As Weather Company chairman David Kenny explains: “People generally check the weather because they’re planning to do something … We are getting better at knowing the kinds of things people will be planning based on where and when they are checking the weather and what the weather is.” For example, Michael’s Stores thought it would make sense to advertise on rainy days, “when their customers often do craft projects.” However, it turns out that “sales of crafts surged not on rainy days but when the forecast called for rain three days in advance.”

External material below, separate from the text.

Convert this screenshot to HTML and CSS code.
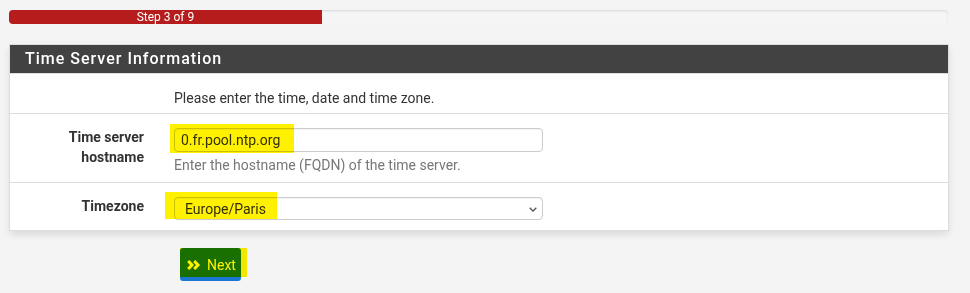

As a result, Michaels began advertising when the extended forecast called for rain in three days. Hair-care products are another obvious candidate for this approach. “When weather is on our customer’s mind, we can give her a good solution for her hair,” says Kevin Crociata, a Pantene marketing director. Such targeting is largely made possible by the advent of mobile devices and the popularity of weather apps. “The old paradigm of business and weather was cope and avoid,” says Paul Walsh, a former meteorologist who now works for the Weather Company. “With technology, the paradigm is now anticipate and exploit.”